**DATASET SECTION:**
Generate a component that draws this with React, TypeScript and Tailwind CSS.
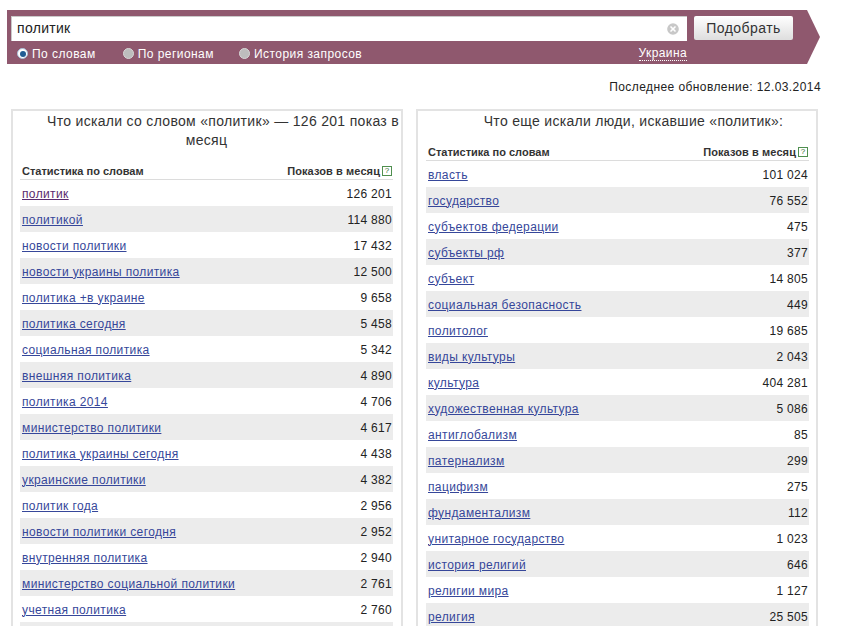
import { CircleX } from 'lucide-react';

type Row = [string, string];

const LEFT_ROWS: Row[] = [
  ['политик', '126 201'],
  ['политикой', '114 880'],
  ['новости политики', '17 432'],
  ['новости украины политика', '12 500'],
  ['политика +в украине', '9 658'],
  ['политика сегодня', '5 458'],
  ['социальная политика', '5 342'],
  ['внешняя политика', '4 890'],
  ['политика 2014', '4 706'],
  ['министерство политики', '4 617'],
  ['политика украины сегодня', '4 438'],
  ['украинские политики', '4 382'],
  ['политик года', '2 956'],
  ['новости политики сегодня', '2 952'],
  ['внутренняя политика', '2 940'],
  ['министерство социальной политики', '2 761'],
  ['учетная политика', '2 760'],
  ['', ''],
];

const RIGHT_ROWS: Row[] = [
  ['власть', '101 024'],
  ['государство', '76 552'],
  ['субъектов федерации', '475'],
  ['субъекты рф', '377'],
  ['субъект', '14 805'],
  ['социальная безопасность', '449'],
  ['политолог', '19 685'],
  ['виды культуры', '2 043'],
  ['культура', '404 281'],
  ['художественная культура', '5 086'],
  ['антиглобализм', '85'],
  ['патернализм', '299'],
  ['пацифизм', '275'],
  ['фундаментализм', '112'],
  ['унитарное государство', '1 023'],
  ['история религий', '646'],
  ['религии мира', '1 127'],
  ['религия', '25 505'],
];

function Radio({ label, checked, className }: { label: string; checked?: boolean; className?: string }) {
  return (
    <span className={`flex items-center gap-[4px] ${className ?? ''}`}>
      {checked ? (
        <span className="flex h-[11px] w-[11px] items-center justify-center rounded-full border border-[#a9c4dc] bg-white">
          <span className="h-[6px] w-[6px] rounded-full bg-[#1f5c94]" />
        </span>
      ) : (
        <span className="h-[11px] w-[11px] rounded-full border border-[#d8d8d8] bg-[#bdbdbd]" />
      )}
      {label}
    </span>
  );
}

function HelpMark() {
  return (
    <span className="ml-[2px] flex h-[10px] w-[10px] items-center justify-center border border-[#4f8f4f] text-[8px] leading-none font-normal text-[#2f6f2f]">
      ?
    </span>
  );
}

function StatsTable({ rows, visited }: { rows: Row[]; visited?: string }) {
  return (
    <div>
      <div className="flex h-[18px] items-end justify-between border-b border-[#dcdcdc] pr-[1px] pl-[2px] text-[11px] font-bold text-[#333]">
        <span>Статистика по словам</span>
        <span className="flex items-center tracking-[0.1px]">
          Показов в месяц
          <HelpMark />
        </span>
      </div>
      {rows.map(([word, count], i) => (
        <div
          key={i}
          className={`flex h-[26px] items-center justify-between pt-[1px] pr-[1px] pl-[2px] text-[12px] ${i % 2 === 1 ? 'bg-[#ececec]' : 'bg-white'}`}
        >
          {word && (
            <a
              href="#"
              className={`tracking-[0.375px] underline ${word === visited ? 'text-[#5a2a6e]' : 'text-[#36479a]'}`}
            >
              {word}
            </a>
          )}
          <span className="tracking-[0.3px] text-[#222]">{count}</span>
        </div>
      ))}
    </div>
  );
}

export default function App() {
  return (
    <div className="h-[626px] w-[857px] overflow-hidden bg-white font-['Liberation_Sans',Arial,sans-serif]">
      <div className="pt-[10px] pl-[7px]">
        {/* шапка поиска */}
        <div className="h-[54px] w-[813px] bg-[#8f586e] pt-[6px] pl-[4px] [clip-path:polygon(0_0,800px_0,813px_27px,800px_54px,0_54px)]">
          <div className="flex items-start">
            <div className="flex h-[25px] w-[676px] items-center justify-between border-t border-l border-[#c9c9c9] bg-white pr-[6px] pb-[2px] pl-[5px] text-[14px] tracking-[0.3px] text-[#222]">
              политик
              <CircleX className="mt-[2px] h-[16px] w-[16px] fill-[#c8c8c8] text-white" strokeWidth={2.5} />
            </div>
            <button className="ml-[7px] h-[24px] w-[99px] rounded-[2px] bg-gradient-to-b from-white to-[#dedede] text-[14px] tracking-[0.45px] text-[#333]">
              Подобрать
            </button>
          </div>
          <div className="flex h-[25px] w-[676px] items-center pl-[6px] text-[12px] tracking-[0.45px] text-white">
            <Radio label="По словам" checked />
            <Radio label="По регионам" className="ml-[27px]" />
            <Radio label="История запросов" className="ml-[25px]" />
            <span className="ml-auto border-b border-dotted border-white leading-[14px] tracking-[0.4px]">Украина</span>
          </div>
        </div>
      </div>

      <div className="flex h-[32px] w-[821px] items-end justify-end text-[12px] tracking-[0.42px] text-[#222]">
        Последнее обновление: 12.03.2014
      </div>

      <div className="mt-[13px] ml-[11px] flex items-start gap-[13px]">
        <div className="w-[392px] border-2 border-[#e3e3e3] pr-[8px] pl-[7px]">
          <h2 className="pt-[1px] text-[14px] leading-[19px] font-normal tracking-[0.31px] text-[#333]">
            <span className="block pl-[27px] whitespace-nowrap">Что искали со словом «политик» — 126 201 показ в</span>
            <span className="block text-center">месяц</span>
          </h2>
          <div className="mt-[12px]">
            <StatsTable rows={LEFT_ROWS} visited="политик" />
          </div>
        </div>
        <div className="w-[402px] border-2 border-[#e3e3e3] pr-[7px] pl-[8px]">
          <h2 className="pl-[32px] text-center text-[14px] leading-[20px] font-normal tracking-[0.31px] text-[#333]">
            Что еще искали люди, искавшие «политик»:
          </h2>
          <div className="mt-[12px]">
            <StatsTable rows={RIGHT_ROWS} />
          </div>
        </div>
      </div>
    </div>
  );
}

**EXERCISE PROMPT:** Starting at the first line of the material, output exactly the lines up to and including the one with "type Row = [string, string];". Do not include the pictures.

**COMPLETE RESPONSE:**
Generate a component that draws this with React, TypeScript and Tailwind CSS.
import { CircleX } from 'lucide-react';

type Row = [string, string];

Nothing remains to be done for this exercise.